In his 2009 Encyclopedia of Human Rights, David P. Forsythe says art inspired by war and other degradation is of “immense importance,” because “it can speak in ways universally understood, often where no other form of speech is possible.” From the poets of ancient Greece to Picasso’s haunting Guernica to the revival of once-repressed cultural traditions in postcolonial Africa, generations of artists have proven his point. For Pino and many other Malians, music, a fundamental aspect of their culture banned by jihadist forces, has been their primary weapon of resistance, carried with them as they fled. Their struggle is captured in another newly released film, the documentary They Will Have to Kill Us First: Malian Music in Exile.

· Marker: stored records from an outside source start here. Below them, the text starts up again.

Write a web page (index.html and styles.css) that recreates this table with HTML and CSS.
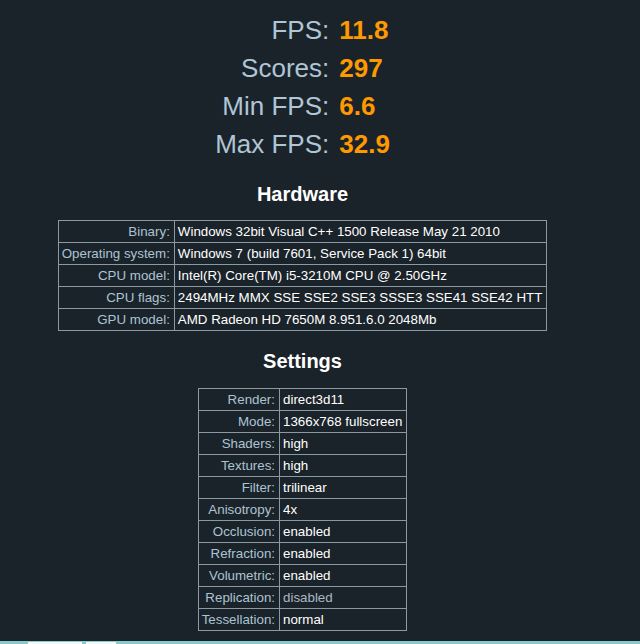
FILE: index.html
```html
<!DOCTYPE html>
<html>
<head>
<meta charset="utf-8">
<link rel="stylesheet" href="styles.css">
</head>
<body>
<div class="page">
  <main class="content">
    <div class="stats">
      <div class="stat-label">FPS:</div><div class="stat-value">11.8</div>
      <div class="stat-label">Scores:</div><div class="stat-value">297</div>
      <div class="stat-label">Min FPS:</div><div class="stat-value">6.6</div>
      <div class="stat-label">Max FPS:</div><div class="stat-value">32.9</div>
    </div>

    <h2 class="heading heading-hw">Hardware</h2>
    <table class="info">
      <tr><td class="label">Binary:</td><td class="value">Windows 32bit Visual C++ 1500 Release May 21 2010</td></tr>
      <tr><td class="label">Operating system:</td><td class="value">Windows 7 (build 7601, Service Pack 1) 64bit</td></tr>
      <tr><td class="label">CPU model:</td><td class="value">Intel(R) Core(TM) i5-3210M CPU @ 2.50GHz</td></tr>
      <tr><td class="label">CPU flags:</td><td class="value">2494MHz MMX SSE SSE2 SSE3 SSSE3 SSE41 SSE42 HTT</td></tr>
      <tr><td class="label">GPU model:</td><td class="value">AMD Radeon HD 7650M 8.951.6.0 2048Mb</td></tr>
    </table>

    <h2 class="heading heading-set">Settings</h2>
    <table class="info">
      <tr><td class="label">Render:</td><td class="value">direct3d11</td></tr>
      <tr><td class="label">Mode:</td><td class="value">1366x768 fullscreen</td></tr>
      <tr><td class="label">Shaders:</td><td class="value">high</td></tr>
      <tr><td class="label">Textures:</td><td class="value">high</td></tr>
      <tr><td class="label">Filter:</td><td class="value">trilinear</td></tr>
      <tr><td class="label">Anisotropy:</td><td class="value">4x</td></tr>
      <tr><td class="label">Occlusion:</td><td class="value">enabled</td></tr>
      <tr><td class="label">Refraction:</td><td class="value">enabled</td></tr>
      <tr><td class="label">Volumetric:</td><td class="value">enabled</td></tr>
      <tr><td class="label">Replication:</td><td class="value muted">disabled</td></tr>
      <tr><td class="label">Tessellation:</td><td class="value">normal</td></tr>
    </table>
  </main>
  <footer class="strip">
    <span class="tab tab-1"></span>
    <span class="tab tab-2"></span>
  </footer>
</div>
</body>
</html>
```

FILE: styles.css
```css
html, body {
  margin: 0;
  padding: 0;
}

body {
  background: #1b232a;
  font-family: "Liberation Sans", Arial, sans-serif;
  color: #ffffff;
}

.page {
  height: 644px;
  display: flex;
  flex-direction: column;
  overflow: hidden;
}

.content {
  width: 605px;
  flex: 1;
  display: flex;
  flex-direction: column;
  align-items: center;
}

.stats {
  margin-top: 11px;
  display: grid;
  grid-template-columns: auto auto;
  column-gap: 10px;
  font-size: 26px;
  line-height: 38px;
}

.stat-label {
  text-align: right;
  color: #aec6d6;
}

.stat-value {
  color: #ff9900;
  font-weight: bold;
}

.heading {
  margin: 0;
  font-size: 20px;
  line-height: 24px;
  font-weight: bold;
  color: #ffffff;
}

.heading-hw {
  margin-top: 19px;
  margin-bottom: 14px;
}

.heading-set {
  margin-top: 18px;
  margin-bottom: 15px;
}

.info {
  border-collapse: collapse;
  border: 1px solid #8b99a3;
  font-size: 13.33px;
  line-height: 15px;
}

.info td {
  border: 1px solid #8b99a3;
  padding: 3px 4px 3px 3px;
  white-space: nowrap;
}

.info .label {
  text-align: right;
  color: #abc3d3;
}

.info .value {
  text-align: left;
  color: #ffffff;
}

.info .value.muted {
  color: #a9b8c3;
}

.strip {
  height: 3px;
  background: #8ccaca;
  display: flex;
  gap: 4px;
  padding-left: 28px;
  align-items: flex-end;
}

.tab {
  display: block;
  height: 2px;
  background: #f4f8f8;
}

.tab-1 {
  width: 54px;
}

.tab-2 {
  width: 30px;
}
```
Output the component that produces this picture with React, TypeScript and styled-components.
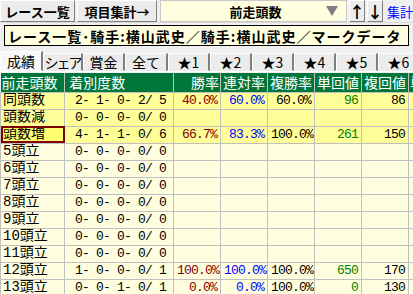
import styled, { createGlobalStyle } from "styled-components";

const GlobalStyle = createGlobalStyle`
  body {
    margin: 0;
    background: #f0f0f0;
    overflow: hidden;
    font-family: "Noto Sans CJK JP", sans-serif;
  }
`;

const Page = styled.div`
  width: 413px;
  height: 294px;
  overflow: hidden;
  background: #f0f0f0;
`;

const Toolbar = styled.div`
  display: flex;
  align-items: stretch;
  height: 22px;
  gap: 2px;
  border-bottom: 1px solid #d8d8d8;
  white-space: nowrap;
`;

const ToolButton = styled.div<{ width: number }>`
  width: ${(p) => p.width}px;
  box-sizing: border-box;
  display: flex;
  align-items: center;
  justify-content: center;
  background: #ececec;
  border: 1px solid;
  border-color: #ffffff #808080 #808080 #ffffff;
  font-size: 13px;
  font-weight: bold;
  color: #000;
  flex-shrink: 0;
`;

const Combo = styled.div`
  width: 187px;
  margin-left: 1px;
  box-sizing: border-box;
  display: flex;
  align-items: center;
  background: #ffffe0;
  border: 1px solid #c8c8c8;
  font-size: 13px;
  font-weight: bold;
  flex-shrink: 0;
`;

const ComboText = styled.span`
  flex: 1;
  text-align: center;
  padding-left: 24px;
`;

const ComboArrow = styled.span`
  width: 0;
  height: 0;
  margin-right: 8px;
  border-left: 6px solid transparent;
  border-right: 6px solid transparent;
  border-top: 10px solid #808080;
`;

const ArrowButton = styled(ToolButton)`
  font-size: 16px;
`;

const LinkText = styled.span`
  color: #0000ff;
  font-size: 13px;
  display: flex;
  align-items: center;
  margin-left: 2px;
`;

const TitleBox = styled.div`
  margin: 2px 4px 0 4px;
  height: 21px;
  box-sizing: border-box;
  border: 1px solid #000;
  background: #ffffe0;
  display: flex;
  align-items: center;
  padding-left: 3px;
  font-size: 14px;
  font-weight: bold;
  white-space: nowrap;
  overflow: hidden;
  letter-spacing: 1px;
`;

const TabBar = styled.div`
  display: flex;
  align-items: flex-end;
  margin-top: 5px;
  height: 20px;
  border-bottom: 1px solid #ffffff;
`;

const Tab = styled.div<{ active?: boolean; width: number; narrow?: boolean }>`
  width: ${(p) => p.width}px;
  flex-shrink: 0;
  box-sizing: border-box;
  height: ${(p) => (p.active ? 20 : 18)}px;
  display: flex;
  align-items: center;
  justify-content: center;
  font-size: 14px;
  letter-spacing: ${(p) => (p.narrow ? "-2px" : "0")};
  white-space: nowrap;
  overflow: hidden;
  background: ${(p) => (p.active ? "#f8f8f8" : "#ececec")};
  border: 1px solid;
  border-color: #ffffff #808080 transparent #ffffff;
  border-right-width: 2px;
  color: #000;
`;

const Table = styled.table`
  width: 448px;
  border-collapse: collapse;
  table-layout: fixed;
  margin-top: 1px;
  white-space: nowrap;
`;

const HeadCell = styled.th<{ width: number; align?: string }>`
  width: ${(p) => p.width}px;
  height: 19px;
  padding: 0 1px;
  box-sizing: border-box;
  background: #00763b;
  color: #ffffff;
  font-weight: normal;
  font-size: 14px;
  text-align: ${(p) => p.align || "center"};
  border-right: 1px solid #c0c0c0;
  overflow: hidden;
  line-height: 18px;
`;

const Cell = styled.td<{
  bright?: boolean;
  color?: string;
  align?: string;
  selected?: boolean;
}>`
  height: 17px;
  padding: 0 3px;
  box-sizing: border-box;
  line-height: 15px;
  background: ${(p) =>
    p.selected ? "#ffff70" : p.bright ? "#ffff99" : "#ffffe0"};
  color: ${(p) => p.color || "#000"};
  text-align: ${(p) => p.align || "right"};
  border: 1px solid #c0c0c0;
  outline: ${(p) => (p.selected ? "2px solid #800000" : "none")};
  outline-offset: -2px;
  font-family: "Liberation Mono", "Noto Sans CJK JP", monospace;
  font-size: 13px;
  letter-spacing: -0.8px;
  overflow: hidden;
`;

const LabelCell = styled(Cell)`
  padding-left: 2px;
  font-size: 14px;
  letter-spacing: 0;
`;

type Row = {
  label: string;
  counts: string;
  win?: string;
  ren?: string;
  fuku?: string;
  tan?: string;
  fukuVal?: string;
  bright?: boolean;
  selected?: boolean;
};

const rows: Row[] = [
  { label: "同頭数", counts: "2- 1- 0- 2/ 5", win: "40.0%", ren: "60.0%", fuku: "60.0%", tan: "96", fukuVal: "86", bright: true },
  { label: "頭数減", counts: "0- 0- 0- 0/ 0", bright: true },
  { label: "頭数増", counts: "4- 1- 1- 0/ 6", win: "66.7%", ren: "83.3%", fuku: "100.0%", tan: "261", fukuVal: "150", bright: true, selected: true },
  { label: "5頭立", counts: "0- 0- 0- 0/ 0" },
  { label: "6頭立", counts: "0- 0- 0- 0/ 0" },
  { label: "7頭立", counts: "0- 0- 0- 0/ 0" },
  { label: "8頭立", counts: "0- 0- 0- 0/ 0" },
  { label: "9頭立", counts: "0- 0- 0- 0/ 0" },
  { label: "10頭立", counts: "0- 0- 0- 0/ 0" },
  { label: "11頭立", counts: "0- 0- 0- 0/ 0" },
  { label: "12頭立", counts: "1- 0- 0- 0/ 1", win: "100.0%", ren: "100.0%", fuku: "100.0%", tan: "650", fukuVal: "170" },
  { label: "13頭立", counts: "0- 0- 1- 0/ 1", win: "0.0%", ren: "0.0%", fuku: "100.0%", tan: "0", fukuVal: "130" },
];

const tabs = [
  { label: "成績", width: 43 },
  { label: "シェア", width: 40, narrow: true },
  { label: "賞金", width: 42 },
  { label: "全て", width: 43 },
  { label: "★1", width: 42 },
  { label: "★2", width: 42 },
  { label: "★3", width: 42 },
  { label: "★4", width: 42 },
  { label: "★5", width: 42 },
  { label: "★6", width: 42 },
];

export default function App() {
  return (
    <Page>
      <GlobalStyle />
      <Toolbar>
        <ToolButton width={75}>レース一覧</ToolButton>
        <ToolButton width={80}>項目集計→</ToolButton>
        <Combo>
          <ComboText>前走頭数</ComboText>
          <ComboArrow />
        </Combo>
        <ArrowButton width={16}>↑</ArrowButton>
        <ArrowButton width={16}>↓</ArrowButton>
        <LinkText>集計→</LinkText>
      </Toolbar>
      <TitleBox>レース一覧･騎手:横山武史／騎手:横山武史／マークデータ</TitleBox>
      <TabBar>
        {tabs.map((t, i) => (
          <Tab key={t.label} width={t.width} narrow={t.narrow} active={i === 0}>
            {t.label}
          </Tab>
        ))}
      </TabBar>
      <Table>
        <thead>
          <tr>
            <HeadCell width={64} align="left">前走頭数</HeadCell>
            <HeadCell width={109} align="left">&nbsp;着別度数</HeadCell>
            <HeadCell width={47} align="right">勝率</HeadCell>
            <HeadCell width={47}>連対率</HeadCell>
            <HeadCell width={47}>複勝率</HeadCell>
            <HeadCell width={47}>単回値</HeadCell>
            <HeadCell width={47}>複回値</HeadCell>
            <HeadCell width={40} align="left">単</HeadCell>
          </tr>
        </thead>
        <tbody>
          {rows.map((r) => (
            <tr key={r.label}>
              <LabelCell bright={r.bright} selected={r.selected} align="left">
                {r.label}
              </LabelCell>
              <Cell bright={r.bright} align="left">
                &nbsp;{r.counts}
              </Cell>
              <Cell bright={r.bright} color="#800000">{r.win}</Cell>
              <Cell bright={r.bright} color="#0000ff">{r.ren}</Cell>
              <Cell bright={r.bright}>{r.fuku}</Cell>
              <Cell bright={r.bright} color="#008000">{r.tan}</Cell>
              <Cell bright={r.bright}>{r.fukuVal}</Cell>
              <Cell bright={r.bright}></Cell>
            </tr>
          ))}
        </tbody>
      </Table>
    </Page>
  );
}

Pino’s exile took him to Algeria, then to France, where he played bass in a couple of popular bands. Now 30, he finds himself in a posh Madrid suburb with his wife, daughter and son, though he travels widely promoting his music — his first solo album is a mélange of reggae and traditional Tuareg — and Timbuktu. He admits he feels a bit out of place here. He doesn’t speak Spanish. His dreadlocks are an aesthetic choice (“I don’t smoke joints”); a well-trimmed beard completes his stylish indie look.

Pino knows he was lucky to have scored a starring role his first time out, and even as he eyes a possible run at live theater, he understands the long odds of making it as a working actor. But for now he is willing to take things as they come. “Life is about trust,” he says. “I prefer that my next role finds me.”